Thornton projects his team will finish with 37 playoff points if it drops to 5-4 Friday at Aurora Central Catholic. After what happened a year ago he doesn't seek that option.

"Last year's seniors remember what it was like last year with five wins and on the outside looking in," he said.


At 2-6, its offense directed by a sophomore quarterback making his second varsity start, Fenton heads into IC Catholic Prep on Friday looking to bring momentum into the future.

"We've just got to continue to work to get better," said Bison coach Mark Kos.

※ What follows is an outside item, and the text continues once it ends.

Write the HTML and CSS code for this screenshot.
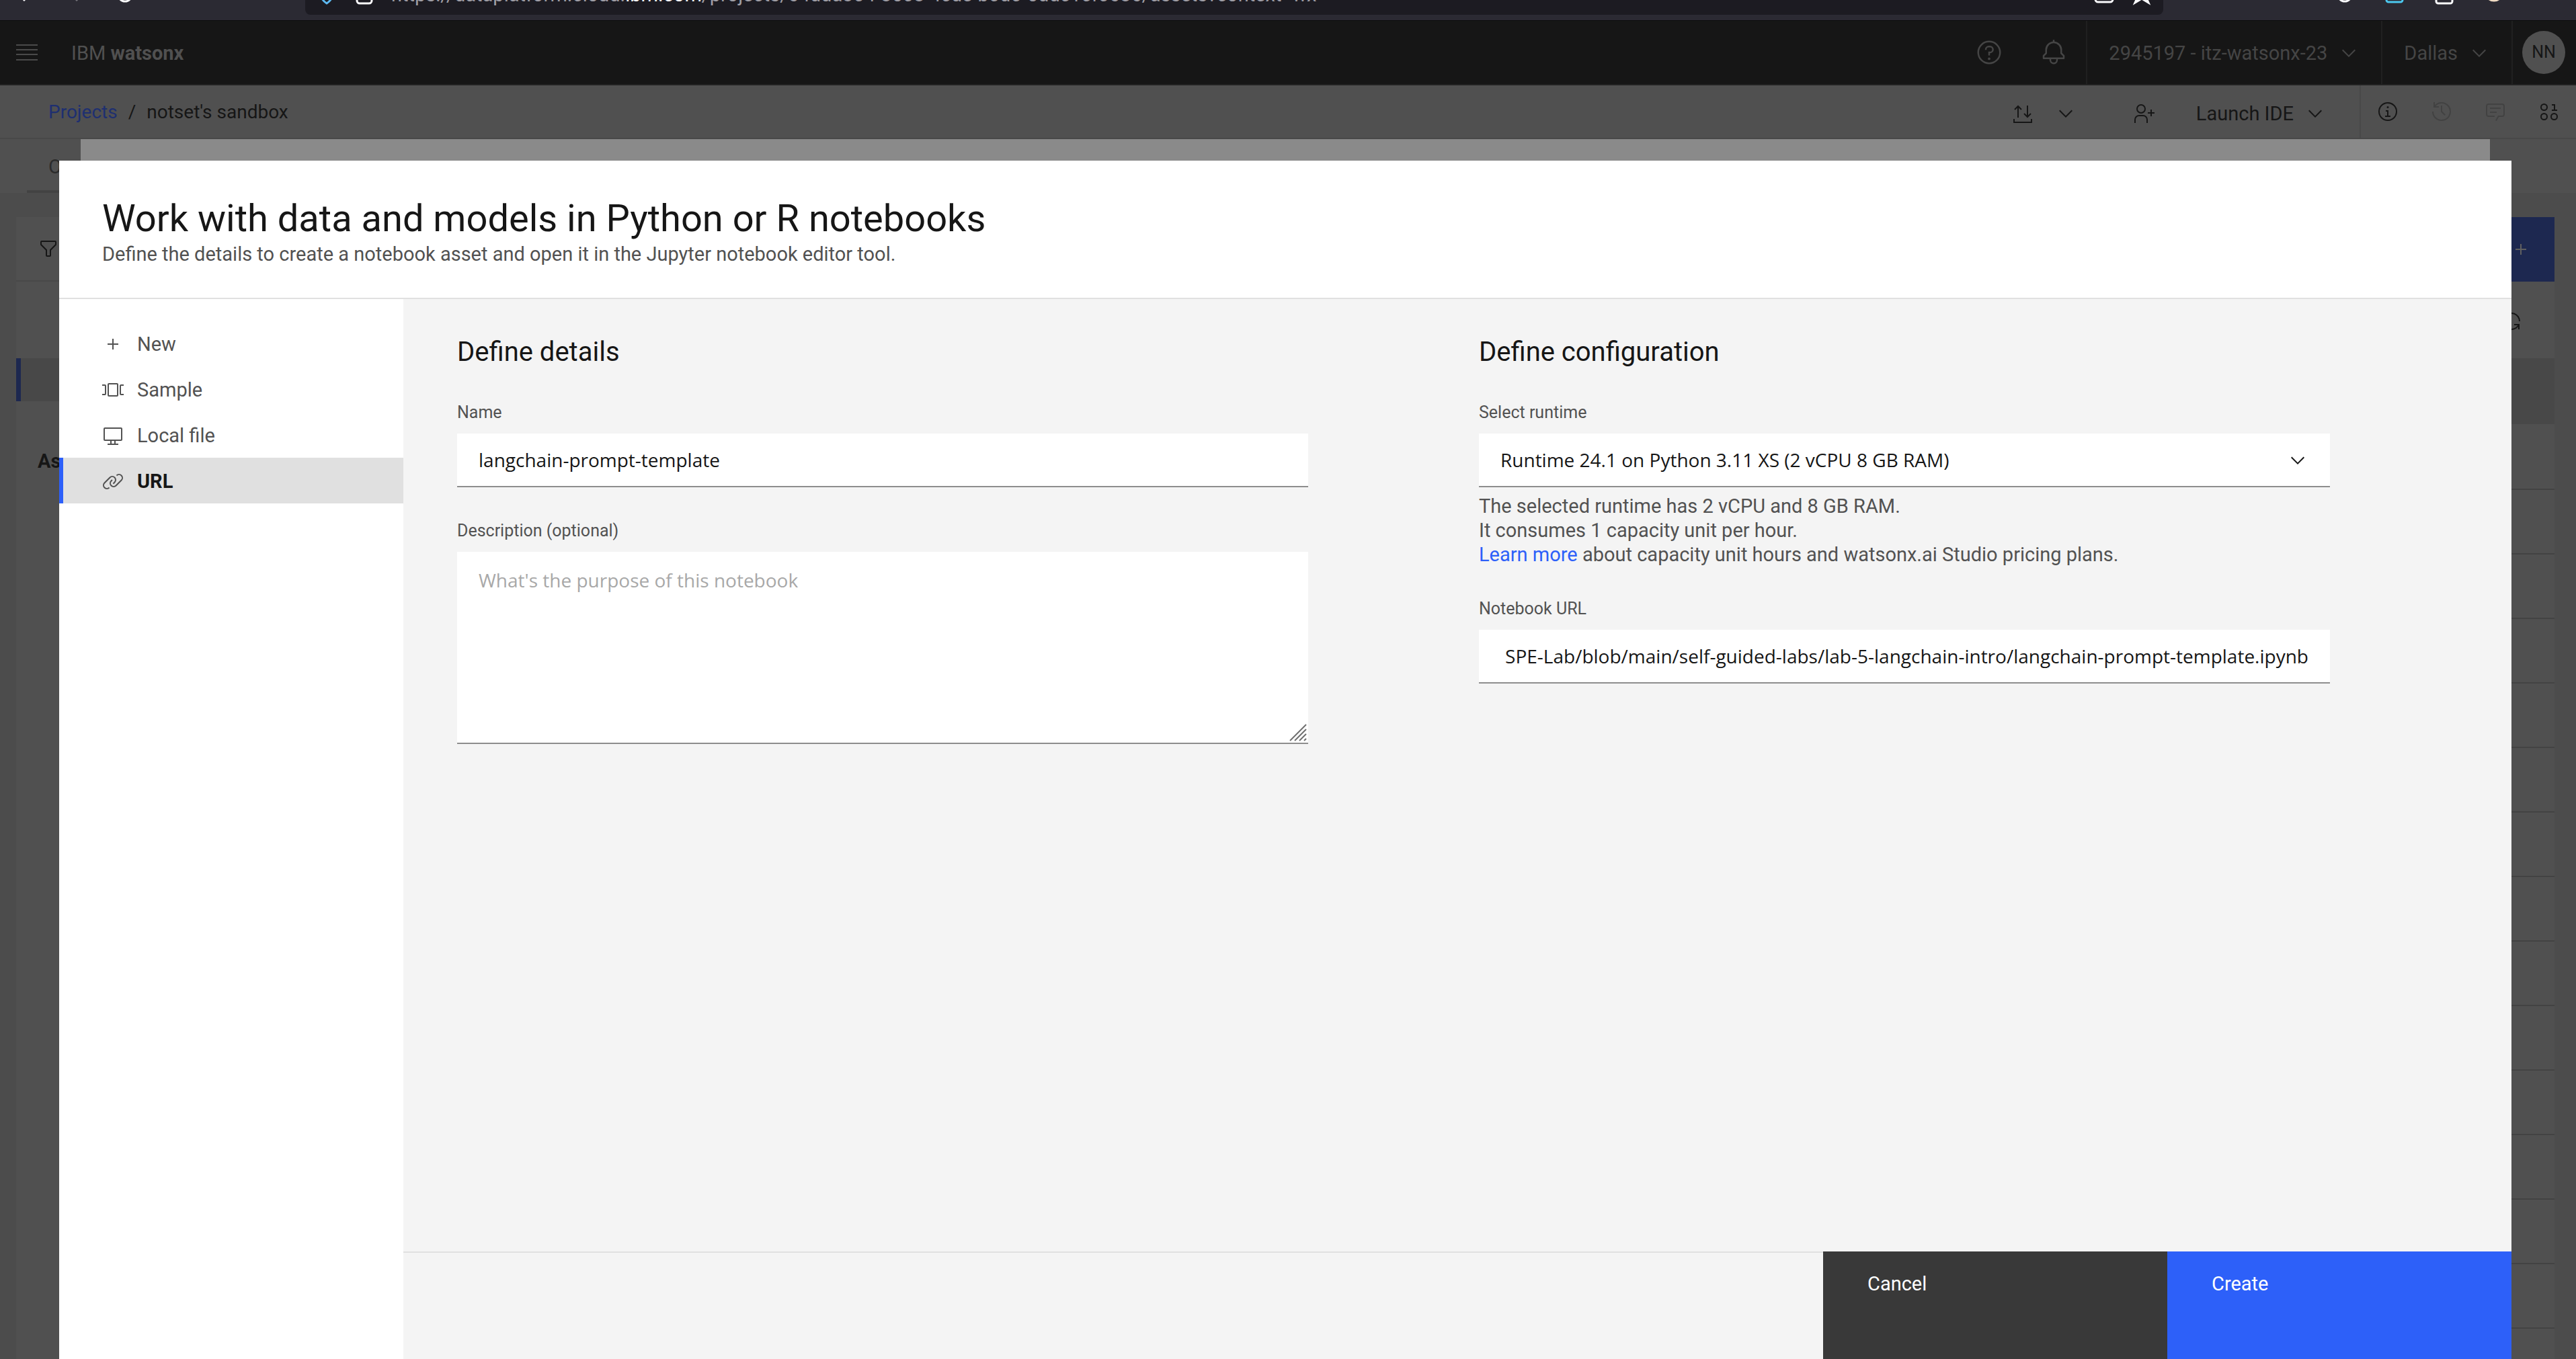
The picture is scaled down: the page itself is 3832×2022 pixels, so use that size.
FILE: index.html
```html
<!DOCTYPE html>
<html lang="en">
<head>
<meta charset="utf-8">
<meta name="viewport" content="width=device-width, initial-scale=1">
<title>New notebook - IBM watsonx</title>
<link rel="stylesheet" href="styles.css">
</head>
<body>
<svg class="defs" aria-hidden="true">
  <symbol id="chevron" viewBox="0 0 32 32"><path d="M16 22 6 12 7.4 10.6 16 19.2 24.6 10.6 26 12z"/></symbol>
  <symbol id="add" viewBox="0 0 32 32"><path d="M17 15V8h-2v7H8v2h7v7h2v-7h7v-2z"/></symbol>
</svg>

<div class="browser">
  <div class="browser-nav">
    <svg class="bi" viewBox="0 0 32 32"><path d="M26 16H6M15 7l-9 9 9 9"/></svg>
    <svg class="bi bi-muted" viewBox="0 0 32 32"><path d="M6 16h20M17 7l9 9-9 9"/></svg>
    <svg class="bi" viewBox="0 0 32 32"><circle cx="16" cy="16" r="10"/></svg>
  </div>
  <div class="url-bar">
    <svg class="bi bi-blue" viewBox="0 0 32 32"><path d="M16 4 6 7c0 10 2 17 10 22 8-5 10-12 10-22z"/></svg>
    <svg class="bi" viewBox="0 0 32 32"><rect x="5" y="13" width="22" height="16" rx="4"/><path d="M10 13V8a6 6 0 0 1 12 0v5"/></svg>
    <span class="url">https://dataplatform.cloud.<b>ibm.com</b>/projects/64dda304-8508-4cde-b0d0-5ddc1cf0686/assets?context=wx</span>
    <svg class="bi" viewBox="0 0 32 32"><rect x="3" y="5" width="26" height="22" rx="4"/></svg>
    <svg class="bi" viewBox="0 0 32 32"><path d="m16 3 4 9 9 1-7 6 4 9-10-6-10 6 4-9-7-6 9-1z"/></svg>
  </div>
  <div class="browser-ext">
    <svg class="bi" viewBox="0 0 32 32"><circle cx="16" cy="16" r="10"/></svg>
    <svg class="bi bi-cyan" viewBox="0 0 32 32"><rect x="4" y="5" width="24" height="22" rx="3"/></svg>
    <svg class="bi" viewBox="0 0 32 32"><rect x="4" y="5" width="24" height="24" rx="3"/></svg>
    <svg class="bi bi-orange" viewBox="0 0 32 32"><circle cx="16" cy="12" r="13"/></svg>
  </div>
</div>

<div class="app">
  <header class="header">
    <button class="icon-btn menu" aria-label="Menu">
      <svg width="32" height="24" viewBox="0 0 32 24"><path d="M0 0h32v2H0zM0 7h32v2H0zM0 14h32v2H0zM0 22h32v2H0z"/></svg>
    </button>
    <span class="brand">IBM <b>watsonx</b></span>
    <button class="icon-btn header-icon" aria-label="Help">
      <svg width="40" height="40" viewBox="0 0 32 32"><path d="M16 2a14 14 0 1 0 14 14A14 14 0 0 0 16 2zm0 26a12 12 0 1 1 12-12 12 12 0 0 1-12 12z"/><circle cx="16" cy="23.5" r="1.5"/><path d="M17 8h-1.500A4.490 4.490 0 0 0 11 12.500V13h2v-.5A2.500 2.500 0 0 1 15.500 10H17a2.500 2.500 0 0 1 0 5h-2v4.500h2V17a4.500 4.500 0 0 0 0-9z"/></svg>
    </button>
    <button class="icon-btn header-icon" aria-label="Notifications">
      <svg width="40" height="40" viewBox="0 0 32 32"><path d="M28.707 19.293 26 16.586V13a10.014 10.014 0 0 0-9-9.949V1h-2v2.051A10.014 10.014 0 0 0 6 13v3.586l-2.707 2.707A1 1 0 0 0 3 20v3a1 1 0 0 0 1 1h7v.777a5.152 5.152 0 0 0 4.500 5.199A5.006 5.006 0 0 0 21 25v-1h7a1 1 0 0 0 1-1v-3a1 1 0 0 0-.293-.707zM19 25a3 3 0 0 1-6 0v-1h6zm8-3H5v-1.586l2.707-2.707A1 1 0 0 0 8 17v-4a8 8 0 0 1 16 0v4a1 1 0 0 0 .293.707L27 20.414z"/></svg>
    </button>
    <button class="header-cell">2945197 - itz-watsonx-23 <svg class="icon"><use href="#chevron"/></svg></button>
    <button class="header-cell">Dallas <svg class="icon"><use href="#chevron"/></svg></button>
    <div class="avatar-cell"><span class="avatar">NN</span></div>
  </header>

  <div class="subheader">
    <nav class="crumbs" aria-label="Breadcrumb"><a href="#">Projects</a><span>/</span><span>notset's sandbox</span></nav>
    <div class="actions">
      <button class="icon-btn share" aria-label="Import and export">
        <svg class="icon line" viewBox="0 0 32 32"><path d="M9 22V5M4 10l5-5 5 5M23 4v17M18 16l5 5 5-5M3 24v5h26v-5"/></svg>
        <svg class="icon"><use href="#chevron"/></svg>
      </button>
      <button class="icon-btn" aria-label="Add collaborator">
        <svg class="icon line" viewBox="0 0 32 32"><circle cx="12" cy="9" r="6"/><path d="M3 30v-5a6 6 0 0 1 6-6h6a6 6 0 0 1 6 6v5M22 15h10M27 10v10"/></svg>
      </button>
      <button class="icon-btn launch">Launch IDE <svg class="icon"><use href="#chevron"/></svg></button>
    </div>
    <div class="tools">
      <button class="icon-btn tool" aria-label="Information">
        <svg class="icon" viewBox="0 0 32 32"><path d="M17 22v-8h-4v2h2v6h-3v2h8v-2zM16 8a1.500 1.500 0 1 0 1.500 1.500A1.500 1.500 0 0 0 16 8z"/><path d="M16 30a14 14 0 1 1 14-14 14 14 0 0 1-14 14zm0-26a12 12 0 1 0 12 12A12 12 0 0 0 16 4z"/></svg>
      </button>
      <button class="icon-btn tool tool-off" aria-label="History" disabled>
        <svg class="icon" viewBox="0 0 32 32"><path d="M20.590 22 15 16.410V7h2v8.580l5 5.010z"/><path d="M16 2A13.940 13.940 0 0 0 6 6.230V2H4v8h8V8H7.080A12 12 0 1 1 4 16H2A14 14 0 1 0 16 2z"/></svg>
      </button>
      <button class="icon-btn tool tool-off" aria-label="Comments" disabled>
        <svg class="icon" viewBox="0 0 32 32"><path d="M17.740 30 16 29l4-7h6a2 2 0 0 0 2-2V8a2 2 0 0 0-2-2H6a2 2 0 0 0-2 2v12a2 2 0 0 0 2 2h9v2H6a4 4 0 0 1-4-4V8a4 4 0 0 1 4-4h20a4 4 0 0 1 4 4v12a4 4 0 0 1-4 4h-4.840z"/><path d="M8 10h16v2H8zM8 16h10v2H8z"/></svg>
      </button>
      <button class="icon-btn tool" aria-label="Data">
        <svg class="icon line" viewBox="0 0 32 32"><circle cx="8.500" cy="9.500" r="4.500"/><circle cx="8.500" cy="23.500" r="4.500"/><circle cx="23.500" cy="23.500" r="4.500"/><path d="M20 6h4v8M20 14h8"/></svg>
      </button>
    </div>
  </div>

  <nav class="tabs" aria-label="Project"><a class="tab" href="#">Overview</a></nav>

  <main class="card">
    <div class="toolbar">
      <svg class="icon" viewBox="0 0 32 32"><path d="M18 28h-4a2 2 0 0 1-2-2v-7.590L4.590 11A2 2 0 0 1 4 9.590V6a2 2 0 0 1 2-2h20a2 2 0 0 1 2 2v3.590a2 2 0 0 1-.59 1.410L20 18.410V26a2 2 0 0 1-2 2zM6 6v3.590l8 8V26h4v-8.410l8-8V6z"/></svg>
      <button class="new-asset" aria-label="New asset"><svg class="icon"><use href="#add"/></svg></button>
    </div>
    <div class="panes">
      <aside class="types">
        <div class="type-selected"></div>
        <b class="types-title">Asset types</b>
      </aside>
      <section class="assets">
        <div class="refresh">
          <svg class="icon" viewBox="0 0 32 32"><path d="M12 10H6.780A11 11 0 0 1 27 16h2A13 13 0 0 0 6 7.680V4H4v8h8zM20 22h5.220A11 11 0 0 1 5 16H3a13 13 0 0 0 23 8.320V28h2v-8h-8z"/></svg>
        </div>
        <div class="assets-head"></div>
        <div class="row"></div><div class="row"></div><div class="row"></div><div class="row"></div><div class="row"></div>
        <div class="row"></div><div class="row"></div><div class="row"></div><div class="row"></div><div class="row"></div>
        <div class="row"></div><div class="row"></div><div class="row"></div><div class="row"></div><div class="row"></div>
      </section>
    </div>
  </main>
</div>

<div class="dialog-under"></div>

<form class="dialog" role="dialog" aria-labelledby="dialog-title">
  <header class="dialog-head">
    <h1 id="dialog-title">Work with data and models in Python or R notebooks</h1>
    <p>Define the details to create a notebook asset and open it in the Jupyter notebook editor tool.</p>
  </header>
  <div class="dialog-body">
    <nav class="sources" aria-label="Source">
      <a class="source" href="#"><svg class="icon"><use href="#add"/></svg>New</a>
      <a class="source" href="#"><svg class="icon line" viewBox="0 0 32 32"><rect x="9" y="7" width="14" height="18" rx="1"/><path d="M0 9h4a1 1 0 0 1 1 1v12a1 1 0 0 1-1 1H0M32 9h-4a1 1 0 0 0-1 1v12a1 1 0 0 0 1 1h4"/></svg>Sample</a>
      <a class="source" href="#"><svg class="icon" viewBox="0 0 32 32"><path d="M28 4H4a2 2 0 0 0-2 2v16a2 2 0 0 0 2 2h8v4H8v2h16v-2h-4v-4h8a2 2 0 0 0 2-2V6a2 2 0 0 0-2-2zM18 28h-4v-4h4zm10-6H4V6h24z"/></svg>Local file</a>
      <a class="source source-on" href="#" aria-current="page"><svg class="icon" viewBox="0 0 32 32"><path d="M29.250 6.760a6 6 0 0 0-8.500 0l1.420 1.420a4 4 0 1 1 5.670 5.670l-8 8a4 4 0 1 1-5.670-5.660l1.410-1.420-1.410-1.420-1.420 1.420a6 6 0 0 0 0 8.500A6 6 0 0 0 17 25a6 6 0 0 0 4.270-1.760l8-8a6 6 0 0 0-.02-8.480z"/><path d="M4.190 24.820a4 4 0 0 1 0-5.670l8-8a4 4 0 0 1 5.670 0A3.940 3.940 0 0 1 19 14a4 4 0 0 1-1.170 2.850L15.710 19l1.420 1.420 2.120-2.120a6 6 0 0 0-8.510-8.510l-8 8a6 6 0 0 0 0 8.510A6 6 0 0 0 7 28a6.070 6.070 0 0 0 4.280-1.760L9.860 24.820a4 4 0 0 1-5.670 0z"/></svg>URL</a>
    </nav>
    <div class="content">
      <div class="columns">
        <section class="column">
          <h2>Define details</h2>
          <div class="field">
            <label for="name">Name</label>
            <input class="control" id="name" type="text" value="langchain-prompt-template">
          </div>
          <div class="field">
            <label for="description">Description (optional)</label>
            <div class="control-wrap">
              <textarea class="control area" id="description" placeholder="What's the purpose of this notebook"></textarea>
              <svg class="grip" viewBox="0 0 26 26"><path d="M1 25 25 1M8 25 25 8M15 25l10-10M22 25l3-3"/></svg>
            </div>
          </div>
        </section>
        <section class="column">
          <h2>Define configuration</h2>
          <div class="field">
            <label for="runtime">Select runtime</label>
            <div class="control-wrap">
              <select class="control" id="runtime"><option>Runtime 24.1 on Python 3.11 XS (2 vCPU 8 GB RAM)</option></select>
              <svg class="icon caret"><use href="#chevron"/></svg>
            </div>
            <p class="help">The selected runtime has 2 vCPU and 8 GB RAM.<br>It consumes 1 capacity unit per hour.<br><a href="#">Learn more</a> about capacity unit hours and watsonx.ai Studio pricing plans.</p>
          </div>
          <div class="field">
            <label for="url">Notebook URL</label>
            <input class="control control-end" id="url" type="text" value="SPE-Lab/blob/main/self-guided-labs/lab-5-langchain-intro/langchain-prompt-template.ipynb">
          </div>
        </section>
      </div>
      <footer class="dialog-foot">
        <button class="btn btn-secondary" type="button">Cancel</button>
        <button class="btn btn-primary" type="submit">Create</button>
      </footer>
    </div>
  </div>
</form>
</body>
</html>
```
FILE: styles.css
```css
*, *::before, *::after { box-sizing: border-box; }

body {
  margin: 0;
  position: relative;
  height: 100vh;
  display: flex;
  flex-direction: column;
  overflow: hidden;
  background: #4c4c4c;
  color: #161616;
  font-family: Roboto, "Liberation Sans", sans-serif;
  font-size: 29px;
  line-height: 36px;
}

h1, h2, p { margin: 0; font-weight: 400; }
a { color: inherit; text-decoration: none; }
button, input, select, textarea { font: inherit; color: inherit; border: 0; border-radius: 0; }
button { background: none; padding: 0; }

.defs { display: none; }
.icon { width: 32px; height: 32px; flex: none; fill: currentColor; }
.line { fill: none; stroke: currentColor; stroke-width: 2px; }
.icon-btn { display: flex; align-items: center; justify-content: center; }

/* Browser toolbar, scrolled mostly out of view */
.browser {
  flex: none;
  height: 31px;
  padding-bottom: 8px;
  display: flex;
  align-items: flex-end;
  overflow: hidden;
  background: #2b2a33;
  border-bottom: 1px solid #0c0c0d;
  color: #fbfbfe;
}
.browser-nav, .url-bar, .browser-ext { display: flex; align-items: center; height: 60px; flex: none; }
.browser-nav { width: 454px; padding-left: 22px; gap: 42px; }
.url-bar { flex: 1; padding: 0 16px; gap: 24px; background: #1c1b22; border-radius: 8px; }
.browser-ext { width: 614px; padding-left: 254px; gap: 42px; }
.bi { width: 32px; height: 32px; flex: none; fill: none; stroke: currentColor; stroke-width: 3px; }
.bi-muted { color: #77767d; }
.bi-blue { color: #5db9f0; }
.bi-cyan { color: #4cc9f0; }
.bi-orange { fill: #d9822b; stroke: #f1dcc4; }
.url { flex: 1; color: #9f9ea6; white-space: nowrap; }
.url b { font-weight: 400; color: #fbfbfe; }

/* Product page, dimmed behind the dialogs */
.app { flex: 1; min-height: 0; overflow: hidden; display: flex; flex-direction: column; }
.header {
  flex: none;
  height: 96px;
  display: flex;
  align-items: stretch;
  background: #161616;
  border-bottom: 2px solid #222;
  color: #454545;
}
.header svg { fill: currentColor; }
.menu { width: 80px; color: #4a4a4a; }
.brand { padding: 2px 0 0 26px; margin-right: auto; align-self: center; color: #505050; }
.header-icon { width: 96px; }
.header-cell { display: flex; align-items: center; gap: 16px; padding: 2px 32px 0; border-left: 2px solid #202020; }
.avatar-cell { display: flex; align-items: center; padding: 0 16px 0 14px; border-left: 2px solid #202020; }
.avatar {
  width: 64px;
  height: 64px;
  display: flex;
  align-items: center;
  justify-content: center;
  border-radius: 50%;
  background: #505050;
  color: #161616;
  font-size: 25px;
}

.subheader { flex: none; height: 80px; display: flex; background: #505050; border-bottom: 2px solid #484848; }
.crumbs { display: flex; align-items: center; gap: 16px; padding: 2px 0 0 72px; margin-right: auto; font-size: 28px; }
.crumbs a { color: #1e2f70; }
.actions { display: flex; align-items: center; padding: 6px 50px 0 0; gap: 62px; }
.share { gap: 32px; margin-right: 22px; }
.launch { gap: 16px; }
.tools { display: flex; border-left: 2px solid #484848; }
.tool { width: 80px; }
.tool-off { color: #424242; }

.tabs { flex: none; height: 80px; display: flex; padding-left: 40px; background: #505050; }
.tab { display: flex; align-items: center; padding: 6px 32px 0; border-bottom: 4px solid #434343; color: #2b2b2b; }

.card { flex: 1; min-height: 0; margin: 36px 32px 0 24px; background: #505050; }
.toolbar {
  height: 96px;
  display: flex;
  align-items: center;
  justify-content: space-between;
  padding-left: 32px;
  border-bottom: 2px solid #484848;
}
.new-asset { display: flex; align-items: center; justify-content: flex-end; align-self: flex-start; width: 256px; height: 96px; padding-right: 34px; background: #1d2850; color: #606060; }
.panes { display: flex; }
.types { width: 480px; padding-top: 114px; }
.type-selected { height: 64px; border-left: 7px solid #1d2850; background: #484848; }
.types-title { display: block; padding: 71px 0 0 32px; }
.assets { flex: 1; }
.refresh { height: 114px; display: flex; align-items: center; justify-content: flex-end; padding: 4px 48px 0; }
.assets-head { height: 98px; margin-bottom: 2px; background: #484848; }
.row { height: 96px; border-bottom: 2px solid #434343; }

/* Dialogs */
.dialog-under { position: absolute; inset: 207px 128px 0 120px; background: #8a8a8a; }
.dialog {
  position: absolute;
  inset: 239px 96px 0 88px;
  display: flex;
  flex-direction: column;
  background: #fff;
}
.dialog-head { padding: 54px 64px 44px; border-bottom: 2px solid #e0e0e0; color: #525252; }
.dialog-head h1 { font-size: 56px; line-height: 64px; color: #161616; }
.dialog-head p { line-height: 42px; }
.dialog-body { flex: 1; display: flex; }

.sources { width: 512px; flex: none; padding-top: 32px; }
.source {
  height: 68px;
  display: flex;
  align-items: center;
  gap: 20px;
  padding: 2px 0 0 58px;
  border-left: 6px solid transparent;
  color: #525252;
}
.source-on { background: #e0e0e0; border-left-color: #2d60f9; color: #161616; font-weight: 700; }
.source-on .icon { color: #525252; }

.content { flex: 1; display: flex; flex-direction: column; background: #f4f4f4; }
.columns { flex: 1; display: grid; grid-template-columns: 1fr 1fr; column-gap: 254px; padding: 54px 270px 0 80px; }
.column h2 { margin-bottom: 50px; font-size: 40px; line-height: 50px; }
.field { margin-bottom: 50px; }
.field label { display: block; margin-bottom: 16px; font-size: 25px; line-height: 30px; color: #525252; }
.control {
  display: block;
  width: 100%;
  height: 80px;
  padding: 0 32px;
  background: #fff;
  border-bottom: 2px solid #8d8d8d;
  outline: 0;
  appearance: none;
  font-family: "Open Sans", "Noto Sans", sans-serif;
  font-size: 28px;
}
.control-wrap { position: relative; }
.control-end { direction: rtl; }
.area { height: 286px; padding: 24px 32px; line-height: 36px; resize: none; }
.area::placeholder { color: #a8a8a8; }
.grip { position: absolute; right: 2px; bottom: 4px; width: 26px; height: 26px; fill: none; stroke: #6f6f6f; stroke-width: 2px; }
.caret { position: absolute; right: 32px; top: 24px; pointer-events: none; }
.help { margin: 10px 0 -2px; color: #525252; }
.help a { color: #2d60f9; }

.dialog-foot { height: 160px; display: flex; justify-content: flex-end; border-top: 2px solid #e0e0e0; }
.btn { width: 512px; height: 160px; margin-top: -2px; padding: 30px 66px; display: flex; align-items: flex-start; color: #fff; }
.btn-secondary { background: #393939; }
.btn-primary { background: #2d60f9; }
```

Mainstay Eric Lonergan, running back and middle linebacker, will have graduated but not before showing leadership to sophomore quarterback D.J. Kelly, junior quarterback Eddie Saucedo and other key underclassmen such as Dylan Butts, Ivan Rodriguez and Greg Cazares.

"Same standard operating procedure -- we want to get better," Kos said. "We want to have something to build upon going into the off-season."

Enviable position:

Many teams would like to have just one of Glenbard North's two running backs -- Vittorio Tricase and Devion Hodges.

They've combined for 1,796 yards rushing and 17 rushing touchdowns, Tricase with 1,021 yards on the ground, 12 touchdowns. Both average at least 6.1 yards a carry.

They continue a Panthers tradition of two solid if not stellar backs, like brothers Phil and Justin Jackson or, before that, Phil Jackson and Evin Natick.

"We've been very lucky at the tailback position for years now," said Glenbard North coach Ryan Wilkens.

A rhetorical question will probably go unanswered -- what would happen if both lined up in the same backfield?

Hodges and Tricase also play on defense, the former at safety, the latter at linebacker. If one gets gassed after a couple hard runs, a defensive series or a special teams explosion, the other takes over. Or Hodges will play in the backfield as Tricase splits out at receiver.

By now the duo is on autopilot with substitutions.

"When one gets tired they'll switch on their own," Wilkens said.

The bottom line is they both have skills.

"I would say they're fast, deceivingly powerful and they also just understand what we're trying to do offensively -- where's that one (defensive opponent) who's going to be free and keep a path where they can distort that free hitter," Wilkens said.

"They don't rush things. Once they realize that they've got what they want they're very explosive."